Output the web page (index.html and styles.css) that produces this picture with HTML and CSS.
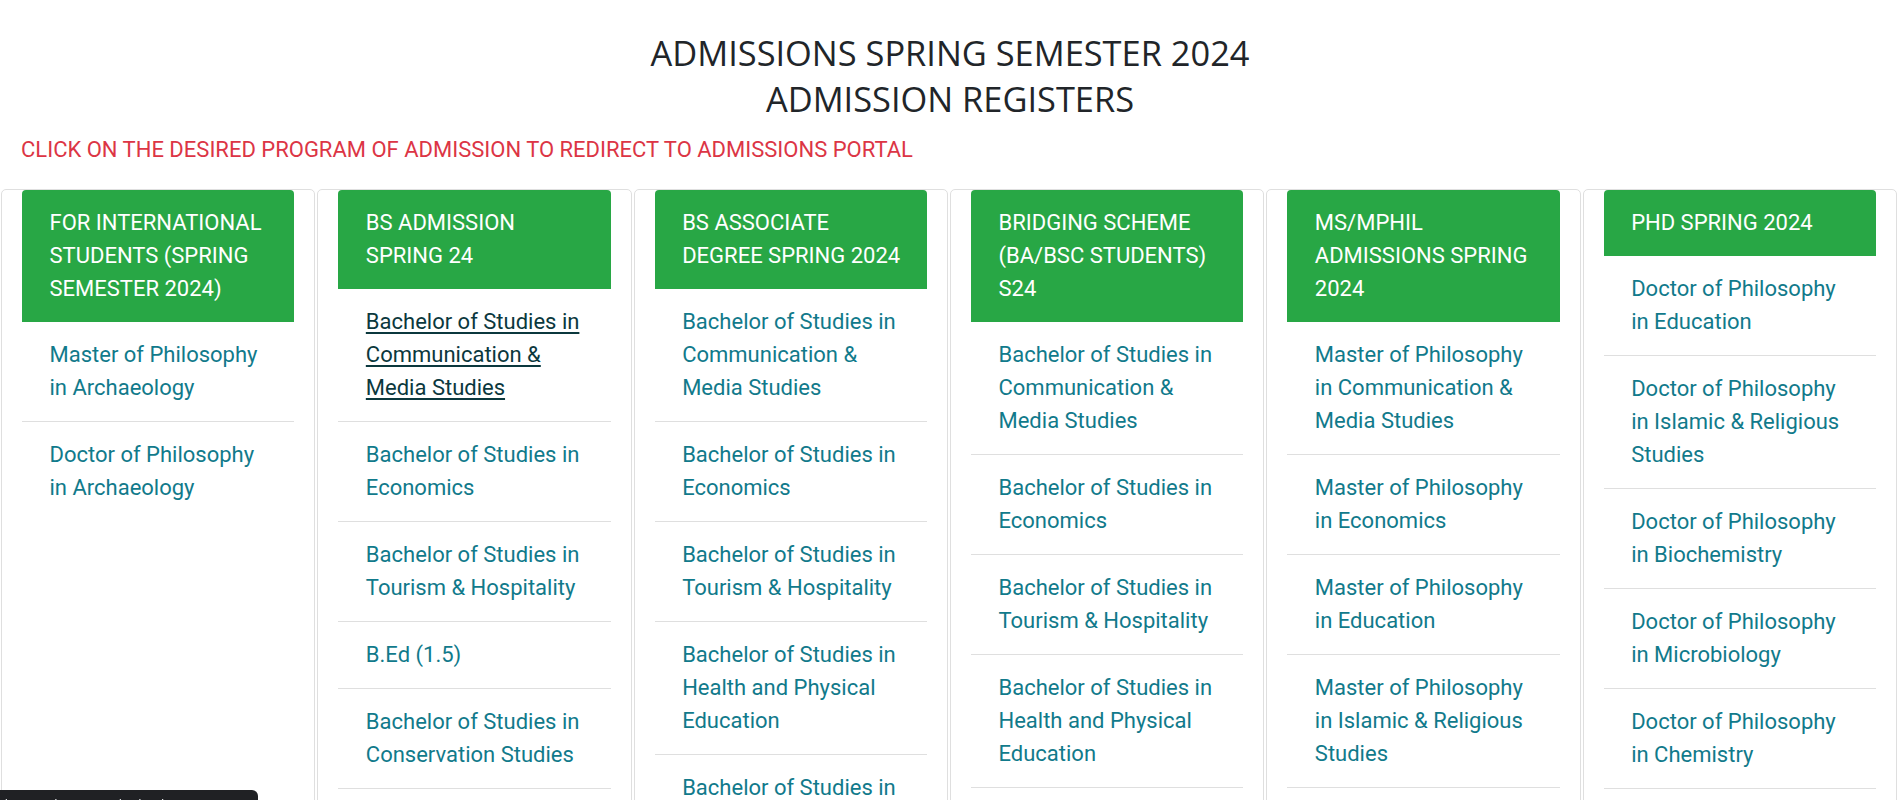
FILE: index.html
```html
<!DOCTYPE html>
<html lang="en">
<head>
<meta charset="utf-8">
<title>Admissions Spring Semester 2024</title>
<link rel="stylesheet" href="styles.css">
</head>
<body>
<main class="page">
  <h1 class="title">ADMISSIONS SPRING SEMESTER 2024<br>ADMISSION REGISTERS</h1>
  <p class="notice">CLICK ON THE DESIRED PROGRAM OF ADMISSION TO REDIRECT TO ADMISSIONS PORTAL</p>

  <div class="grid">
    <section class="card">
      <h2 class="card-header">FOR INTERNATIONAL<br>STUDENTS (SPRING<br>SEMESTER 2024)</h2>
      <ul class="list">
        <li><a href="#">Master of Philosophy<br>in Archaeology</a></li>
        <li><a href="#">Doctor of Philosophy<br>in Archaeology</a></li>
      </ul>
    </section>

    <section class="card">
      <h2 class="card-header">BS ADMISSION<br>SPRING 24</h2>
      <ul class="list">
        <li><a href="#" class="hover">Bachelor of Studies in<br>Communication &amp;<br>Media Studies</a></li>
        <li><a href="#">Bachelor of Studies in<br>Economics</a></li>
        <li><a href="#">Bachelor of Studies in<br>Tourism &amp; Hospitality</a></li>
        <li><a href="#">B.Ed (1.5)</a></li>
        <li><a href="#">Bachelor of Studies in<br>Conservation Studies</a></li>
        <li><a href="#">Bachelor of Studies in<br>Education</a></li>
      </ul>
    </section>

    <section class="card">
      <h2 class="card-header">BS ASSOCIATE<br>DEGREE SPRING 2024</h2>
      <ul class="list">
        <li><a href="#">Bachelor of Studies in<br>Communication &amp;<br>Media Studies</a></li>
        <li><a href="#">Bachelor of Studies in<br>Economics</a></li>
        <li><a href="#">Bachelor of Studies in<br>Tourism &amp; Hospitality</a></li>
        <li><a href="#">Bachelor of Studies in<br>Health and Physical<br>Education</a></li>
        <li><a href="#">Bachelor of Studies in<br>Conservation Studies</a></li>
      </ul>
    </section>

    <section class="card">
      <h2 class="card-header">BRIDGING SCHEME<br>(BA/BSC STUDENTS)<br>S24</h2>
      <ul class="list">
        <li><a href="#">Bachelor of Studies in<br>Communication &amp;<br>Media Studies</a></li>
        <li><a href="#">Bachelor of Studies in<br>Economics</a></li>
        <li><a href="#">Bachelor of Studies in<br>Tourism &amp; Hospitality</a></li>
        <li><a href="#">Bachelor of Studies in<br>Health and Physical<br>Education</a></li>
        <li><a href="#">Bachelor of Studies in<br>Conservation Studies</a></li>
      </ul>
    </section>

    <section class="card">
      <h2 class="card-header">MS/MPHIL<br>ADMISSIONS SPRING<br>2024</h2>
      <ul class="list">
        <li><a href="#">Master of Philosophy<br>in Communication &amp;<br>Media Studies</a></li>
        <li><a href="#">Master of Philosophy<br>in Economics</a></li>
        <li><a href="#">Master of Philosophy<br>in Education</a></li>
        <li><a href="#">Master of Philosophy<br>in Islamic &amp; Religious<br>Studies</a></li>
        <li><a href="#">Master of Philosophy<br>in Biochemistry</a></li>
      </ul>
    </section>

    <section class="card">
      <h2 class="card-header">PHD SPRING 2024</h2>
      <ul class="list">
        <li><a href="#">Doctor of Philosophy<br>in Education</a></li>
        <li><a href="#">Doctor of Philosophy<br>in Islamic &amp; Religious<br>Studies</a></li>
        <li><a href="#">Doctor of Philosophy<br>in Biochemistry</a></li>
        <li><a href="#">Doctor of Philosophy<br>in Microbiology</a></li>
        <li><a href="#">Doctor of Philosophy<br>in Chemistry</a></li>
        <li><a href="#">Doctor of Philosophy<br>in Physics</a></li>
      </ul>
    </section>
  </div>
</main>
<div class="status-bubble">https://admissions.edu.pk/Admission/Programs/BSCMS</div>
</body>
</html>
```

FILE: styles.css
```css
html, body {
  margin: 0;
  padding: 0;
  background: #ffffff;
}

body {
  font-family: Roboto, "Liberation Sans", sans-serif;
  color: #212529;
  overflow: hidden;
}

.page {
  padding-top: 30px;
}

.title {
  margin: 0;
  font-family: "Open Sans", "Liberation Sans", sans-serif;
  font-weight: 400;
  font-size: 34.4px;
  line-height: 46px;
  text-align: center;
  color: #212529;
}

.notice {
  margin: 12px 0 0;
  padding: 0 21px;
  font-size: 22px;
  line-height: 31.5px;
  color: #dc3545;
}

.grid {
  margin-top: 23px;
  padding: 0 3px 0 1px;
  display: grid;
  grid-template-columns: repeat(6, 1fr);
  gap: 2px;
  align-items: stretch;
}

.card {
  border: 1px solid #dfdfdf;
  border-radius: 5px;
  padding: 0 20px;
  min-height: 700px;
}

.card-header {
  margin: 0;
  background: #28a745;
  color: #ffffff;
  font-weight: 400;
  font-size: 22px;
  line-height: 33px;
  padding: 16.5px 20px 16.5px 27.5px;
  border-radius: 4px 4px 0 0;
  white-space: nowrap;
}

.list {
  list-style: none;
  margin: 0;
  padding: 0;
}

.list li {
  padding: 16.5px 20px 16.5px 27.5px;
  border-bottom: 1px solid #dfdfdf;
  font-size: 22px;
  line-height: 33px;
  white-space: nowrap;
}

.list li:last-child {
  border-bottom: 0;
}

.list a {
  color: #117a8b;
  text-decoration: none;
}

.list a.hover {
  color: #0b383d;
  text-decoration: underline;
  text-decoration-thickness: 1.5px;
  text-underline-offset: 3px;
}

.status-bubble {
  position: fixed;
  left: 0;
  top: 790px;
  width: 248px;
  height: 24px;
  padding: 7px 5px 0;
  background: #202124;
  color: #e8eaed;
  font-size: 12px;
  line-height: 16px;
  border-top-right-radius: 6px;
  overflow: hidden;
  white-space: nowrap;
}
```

------------

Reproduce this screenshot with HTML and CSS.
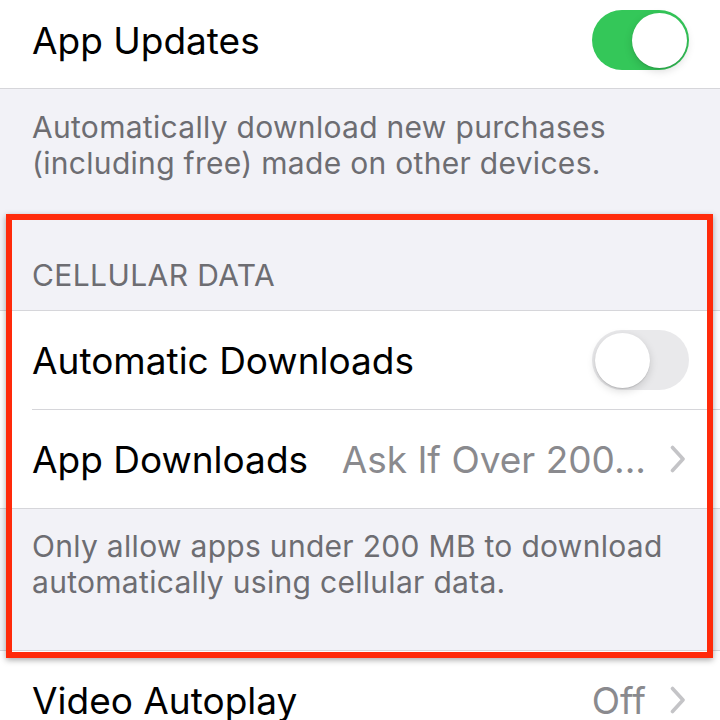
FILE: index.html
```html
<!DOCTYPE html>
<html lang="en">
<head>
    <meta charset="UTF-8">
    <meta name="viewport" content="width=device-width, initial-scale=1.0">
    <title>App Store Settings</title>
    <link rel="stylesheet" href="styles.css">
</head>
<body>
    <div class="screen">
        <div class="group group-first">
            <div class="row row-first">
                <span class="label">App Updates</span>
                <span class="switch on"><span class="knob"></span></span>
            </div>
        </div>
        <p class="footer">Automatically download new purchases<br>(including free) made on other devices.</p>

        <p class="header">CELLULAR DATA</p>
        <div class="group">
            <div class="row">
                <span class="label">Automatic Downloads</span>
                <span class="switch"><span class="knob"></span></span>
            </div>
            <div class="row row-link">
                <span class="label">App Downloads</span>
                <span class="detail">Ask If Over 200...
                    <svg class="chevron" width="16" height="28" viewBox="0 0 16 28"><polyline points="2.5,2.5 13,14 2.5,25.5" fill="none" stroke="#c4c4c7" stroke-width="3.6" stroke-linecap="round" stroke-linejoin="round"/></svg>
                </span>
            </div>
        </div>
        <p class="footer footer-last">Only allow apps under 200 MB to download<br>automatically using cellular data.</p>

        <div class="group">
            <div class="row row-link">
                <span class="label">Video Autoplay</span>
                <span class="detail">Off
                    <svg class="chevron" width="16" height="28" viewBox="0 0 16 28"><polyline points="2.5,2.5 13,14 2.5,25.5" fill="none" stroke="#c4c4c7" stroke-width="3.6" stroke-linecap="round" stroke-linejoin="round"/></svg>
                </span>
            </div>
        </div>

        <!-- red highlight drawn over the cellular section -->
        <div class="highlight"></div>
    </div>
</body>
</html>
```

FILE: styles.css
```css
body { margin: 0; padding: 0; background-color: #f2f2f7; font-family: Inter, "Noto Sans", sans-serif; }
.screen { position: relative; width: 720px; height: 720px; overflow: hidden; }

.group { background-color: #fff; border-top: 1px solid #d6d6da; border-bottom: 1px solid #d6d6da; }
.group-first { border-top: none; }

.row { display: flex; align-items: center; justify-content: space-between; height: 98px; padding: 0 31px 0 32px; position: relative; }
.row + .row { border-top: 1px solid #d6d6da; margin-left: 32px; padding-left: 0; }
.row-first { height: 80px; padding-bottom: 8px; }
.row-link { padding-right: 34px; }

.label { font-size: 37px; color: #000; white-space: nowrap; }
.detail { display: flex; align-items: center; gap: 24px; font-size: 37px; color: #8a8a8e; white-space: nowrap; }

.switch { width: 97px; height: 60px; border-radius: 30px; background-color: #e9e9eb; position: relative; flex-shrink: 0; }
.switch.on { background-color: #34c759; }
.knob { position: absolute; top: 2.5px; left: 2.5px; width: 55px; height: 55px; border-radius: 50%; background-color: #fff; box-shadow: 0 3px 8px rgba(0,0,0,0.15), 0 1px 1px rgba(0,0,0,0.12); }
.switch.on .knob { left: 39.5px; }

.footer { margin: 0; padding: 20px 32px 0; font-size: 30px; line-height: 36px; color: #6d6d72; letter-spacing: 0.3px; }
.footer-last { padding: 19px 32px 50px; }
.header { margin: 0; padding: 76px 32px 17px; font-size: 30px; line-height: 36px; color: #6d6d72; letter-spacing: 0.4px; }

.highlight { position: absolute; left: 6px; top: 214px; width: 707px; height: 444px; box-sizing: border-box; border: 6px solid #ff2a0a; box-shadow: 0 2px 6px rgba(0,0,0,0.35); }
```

------------

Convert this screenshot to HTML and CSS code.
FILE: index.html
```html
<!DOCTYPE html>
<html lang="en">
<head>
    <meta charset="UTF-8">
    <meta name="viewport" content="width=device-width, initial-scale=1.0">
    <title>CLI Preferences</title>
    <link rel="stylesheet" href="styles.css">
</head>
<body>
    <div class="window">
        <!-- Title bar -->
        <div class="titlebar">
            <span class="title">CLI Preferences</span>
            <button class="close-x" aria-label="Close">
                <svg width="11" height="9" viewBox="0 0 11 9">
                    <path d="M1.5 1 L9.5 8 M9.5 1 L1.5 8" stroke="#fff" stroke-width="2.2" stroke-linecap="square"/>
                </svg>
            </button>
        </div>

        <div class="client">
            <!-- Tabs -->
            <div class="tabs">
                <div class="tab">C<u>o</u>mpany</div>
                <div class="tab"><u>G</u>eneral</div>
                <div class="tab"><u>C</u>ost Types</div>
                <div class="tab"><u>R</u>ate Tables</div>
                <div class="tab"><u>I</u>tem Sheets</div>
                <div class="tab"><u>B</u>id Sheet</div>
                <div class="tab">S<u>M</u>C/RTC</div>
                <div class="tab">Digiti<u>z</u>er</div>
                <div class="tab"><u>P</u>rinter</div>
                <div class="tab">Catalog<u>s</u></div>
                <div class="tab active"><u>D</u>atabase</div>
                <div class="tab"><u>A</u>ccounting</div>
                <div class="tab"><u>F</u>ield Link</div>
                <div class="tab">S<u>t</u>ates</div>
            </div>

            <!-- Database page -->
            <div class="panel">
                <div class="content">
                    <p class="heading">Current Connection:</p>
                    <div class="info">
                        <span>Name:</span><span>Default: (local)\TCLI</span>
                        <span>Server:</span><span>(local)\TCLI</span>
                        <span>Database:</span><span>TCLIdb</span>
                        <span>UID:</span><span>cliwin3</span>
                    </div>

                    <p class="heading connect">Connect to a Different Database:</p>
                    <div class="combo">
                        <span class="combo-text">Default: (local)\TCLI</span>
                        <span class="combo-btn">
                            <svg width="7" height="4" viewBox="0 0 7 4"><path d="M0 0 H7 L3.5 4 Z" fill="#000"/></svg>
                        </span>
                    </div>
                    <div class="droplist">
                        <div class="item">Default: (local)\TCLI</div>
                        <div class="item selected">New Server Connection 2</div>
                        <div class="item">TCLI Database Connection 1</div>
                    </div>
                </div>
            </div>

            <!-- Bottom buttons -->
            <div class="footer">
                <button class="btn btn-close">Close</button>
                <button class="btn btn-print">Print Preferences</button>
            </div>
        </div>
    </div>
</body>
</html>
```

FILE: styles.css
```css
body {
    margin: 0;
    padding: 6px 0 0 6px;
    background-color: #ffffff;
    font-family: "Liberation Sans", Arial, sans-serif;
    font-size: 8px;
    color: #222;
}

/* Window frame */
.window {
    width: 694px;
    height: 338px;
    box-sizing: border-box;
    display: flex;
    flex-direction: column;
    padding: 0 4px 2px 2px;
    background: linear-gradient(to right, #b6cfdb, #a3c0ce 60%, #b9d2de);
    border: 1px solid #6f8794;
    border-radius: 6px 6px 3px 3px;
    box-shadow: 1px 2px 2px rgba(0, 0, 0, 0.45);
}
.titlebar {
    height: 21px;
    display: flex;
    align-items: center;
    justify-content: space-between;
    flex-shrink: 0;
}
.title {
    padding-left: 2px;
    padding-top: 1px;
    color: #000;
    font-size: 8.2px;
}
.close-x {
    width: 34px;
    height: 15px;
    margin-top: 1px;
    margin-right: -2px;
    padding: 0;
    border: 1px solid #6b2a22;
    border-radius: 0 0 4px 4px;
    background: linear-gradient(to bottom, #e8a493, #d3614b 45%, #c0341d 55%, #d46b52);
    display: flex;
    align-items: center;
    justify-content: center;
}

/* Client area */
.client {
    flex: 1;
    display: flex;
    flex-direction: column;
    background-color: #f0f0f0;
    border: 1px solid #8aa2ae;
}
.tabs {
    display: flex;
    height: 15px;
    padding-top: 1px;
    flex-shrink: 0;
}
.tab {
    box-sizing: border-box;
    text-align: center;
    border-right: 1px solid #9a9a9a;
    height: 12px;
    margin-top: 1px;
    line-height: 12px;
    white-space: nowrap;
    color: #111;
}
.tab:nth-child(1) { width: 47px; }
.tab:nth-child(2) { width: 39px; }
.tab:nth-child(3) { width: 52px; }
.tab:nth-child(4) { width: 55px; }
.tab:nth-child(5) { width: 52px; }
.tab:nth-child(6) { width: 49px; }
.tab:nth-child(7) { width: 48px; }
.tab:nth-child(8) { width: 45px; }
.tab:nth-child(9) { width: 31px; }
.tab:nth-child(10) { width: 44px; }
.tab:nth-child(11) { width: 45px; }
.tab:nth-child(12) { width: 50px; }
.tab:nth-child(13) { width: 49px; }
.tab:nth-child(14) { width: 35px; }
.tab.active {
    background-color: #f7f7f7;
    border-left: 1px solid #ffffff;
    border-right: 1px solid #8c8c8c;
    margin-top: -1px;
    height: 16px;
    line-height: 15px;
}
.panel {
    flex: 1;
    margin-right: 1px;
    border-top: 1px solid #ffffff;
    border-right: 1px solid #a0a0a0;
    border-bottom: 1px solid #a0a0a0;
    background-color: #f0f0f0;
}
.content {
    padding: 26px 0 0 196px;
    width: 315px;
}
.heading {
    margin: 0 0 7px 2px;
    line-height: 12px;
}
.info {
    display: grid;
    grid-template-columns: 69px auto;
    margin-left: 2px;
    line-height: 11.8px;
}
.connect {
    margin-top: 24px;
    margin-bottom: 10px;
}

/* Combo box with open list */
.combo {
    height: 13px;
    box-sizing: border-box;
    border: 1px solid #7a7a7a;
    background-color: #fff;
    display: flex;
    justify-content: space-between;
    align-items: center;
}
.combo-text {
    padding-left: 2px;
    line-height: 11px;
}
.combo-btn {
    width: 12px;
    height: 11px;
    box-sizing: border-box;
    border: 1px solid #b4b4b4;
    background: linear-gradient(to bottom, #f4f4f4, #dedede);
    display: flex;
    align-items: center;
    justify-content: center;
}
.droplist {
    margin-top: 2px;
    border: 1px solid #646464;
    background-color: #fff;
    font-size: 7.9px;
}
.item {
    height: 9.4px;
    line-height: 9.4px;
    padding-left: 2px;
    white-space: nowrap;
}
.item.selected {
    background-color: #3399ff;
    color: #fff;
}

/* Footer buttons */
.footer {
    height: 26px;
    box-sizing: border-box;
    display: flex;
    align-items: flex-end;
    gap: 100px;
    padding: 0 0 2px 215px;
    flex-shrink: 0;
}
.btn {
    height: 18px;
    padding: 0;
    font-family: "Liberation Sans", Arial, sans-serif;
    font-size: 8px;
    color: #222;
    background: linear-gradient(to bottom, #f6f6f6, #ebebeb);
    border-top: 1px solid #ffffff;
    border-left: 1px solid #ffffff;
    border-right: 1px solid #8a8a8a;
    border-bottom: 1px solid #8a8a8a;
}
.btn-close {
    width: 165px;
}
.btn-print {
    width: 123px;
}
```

------------

**WHAT YOU SHOULD DO:** Report only how many lines of the listing hold the word "this".

**EXPECTED OUTPUT:** 3